Profiting from Pollution

Nathan Atkinson is Assistant Professor at the University of Wisconsin Law School. This post is based on his recent article that was published in the Yale Journal on Regulation.

In 2015, the Environmental Protection Agency entered a settlement with ASARCO LLC for violations of the Clean Air Act at a copper smelting plant in Hayden, Arizona. ASARCO was required to spend an estimated $150 million to come into compliance with regulations that ASARCO had been in violation of since 2005. Moreover, the firm had to pay a $4.5 million penalty, and was required to spend $9 million on supplementary projects including paving a local county road and performing lead-based paint abatement in nearby towns.

Was ASARCO’s noncompliance with the Clean Air Act profitable even after paying penalties? After all, the company avoided ten years of compliance, and during this period the firm did not have to spend resources complying with the law, and the savings could be paid to investors or profitably reinvested in other areas of the business.

This case exemplifies a common practice in corporate misconduct: firms fail to comply with the law, and years later are faced with an injunction to come into compliance and a fine for noncompliance. In a recently published paper in the Yale Journal on Regulation, I explore whether compliance with environmental laws is profitable even after paying penalties.

Recognizing that firms may benefit from delayed compliance, EPA policy stipulates that “any penalty should, at a minimum, remove any significant economic benefits resulting from noncompliance.” To calculate a penalty, the EPA uses a specially-designed computer program to estimate the benefits from noncompliance. The program uses data on construction costs, inflation, and firm finances to estimate how much the firm saved by delaying compliance. In the case of ASARCO, the program provides an estimate of how much money ASARCO saved by delaying compliance from 2005 until 2015.

Using the EPA’s data and reconstructing the EPA’s computer program, I find that the fine imposed on ASARCO should have been at least $32.5 million. That is, because ASARCO was able to avoid compliance costs for a decade, the firm profited. And given that ASARCO only had to pay a $4.5 million fine and $9 million in supplementary projects, the firm profited at least $19 million net of paying fines, according to the EPA’s own methodology (in the paper I detail how this number is likely a gross underestimate of the true profit).

In my paper, I apply the same method to the universe or judicial enforcements of Clean Air Act Violations by stationary sources emitters (e.g. power plants, refineries, and other large industrial sources).
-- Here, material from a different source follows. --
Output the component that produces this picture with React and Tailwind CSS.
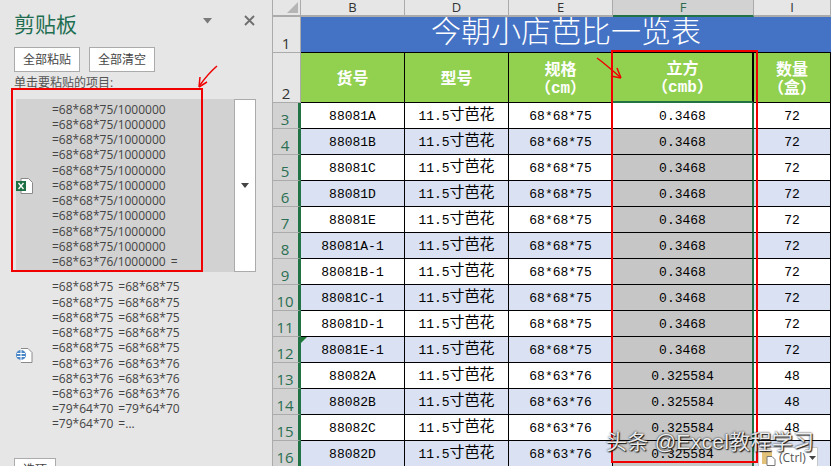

The results are conveyed in the following figure:

Each point is an enforcement. On the horizontal axis is the economic benefit from noncompliance, as calculated using EPA data and methods. The vertical axis is the ratio of the penalty imposed to the economic benefit of noncompliance. The EPA’s policy of removing the economic benefit from noncompliance means that the ratio should never fall below 1—the horizontal dashed line—otherwise the firm will have profited from noncompliance, even after paying fines.

The results are striking. Using the EPA’s method and the EPA’s data, I find that 36% of firms benefit from noncompliance, even after penalties are imposed. Moreover, the data reveal that the results are skewed by the size of the violation. While small violations tend to have relatively large fines, almost all of the largest violations are profitable even after fines are imposed. Indeed, for the largest violations, the penalty is a small fraction of the benefit from noncompliance. In aggregate I estimate that EPA fines would have to be increased at least five fold in order to achieve the EPA’s goal of removing the economic benefits from noncompliance.

In the paper I show that the aggregate profitability is robust to alternative assumptions about firms’ cost of compliance or duration of noncompliance. Nonetheless, the EPA’s calculation of the economic benefit depends further on price indices and assumptions about firms’ cost of capital. In principle, these values can help tailor the calculation of the economic benefit to the individual firm, but this also complicates the calculation. For this reason, the EPA further stipulates rule of thumb that “the economic benefit of delayed compliance may be estimated at: 5% per year of the delayed one-time capital cost for the period from the date the violation began until the date compliance was or is expected to be achieved.” That is, instead of the complicated computer program, assume that firms can make 5% per year on any money saved by noncompliance.

The following figure plots the proportion of violations that are profitable as a function of a constant rate of return. The plot is centered around the EPA’s rule-of-thumb interest rate of 5%. This shows that over 30% of violations are profitable at a 5% rate of return. As in the main analysis, these profits are concentrated at the largest violations.

The blue vertical line at 1.1% indicates the net interest rate at which the net profit from all violations is equal to zero. That is, if the EPA is achieving its goal of eliminating the economic benefit from noncompliance, then we must maintain the assumption that firms have net returns of at most 1.1% per year from any money saved from noncompliance.

Taken together, this research reveals that there are large economic benefits from noncompliance with environmental laws. In aggregate firms profit from noncompliance, and almost every large violation is profitable—often extremely so—even after paying penalties. To the extent that penalties remain low, we should expect firms to pollute with relative impunity.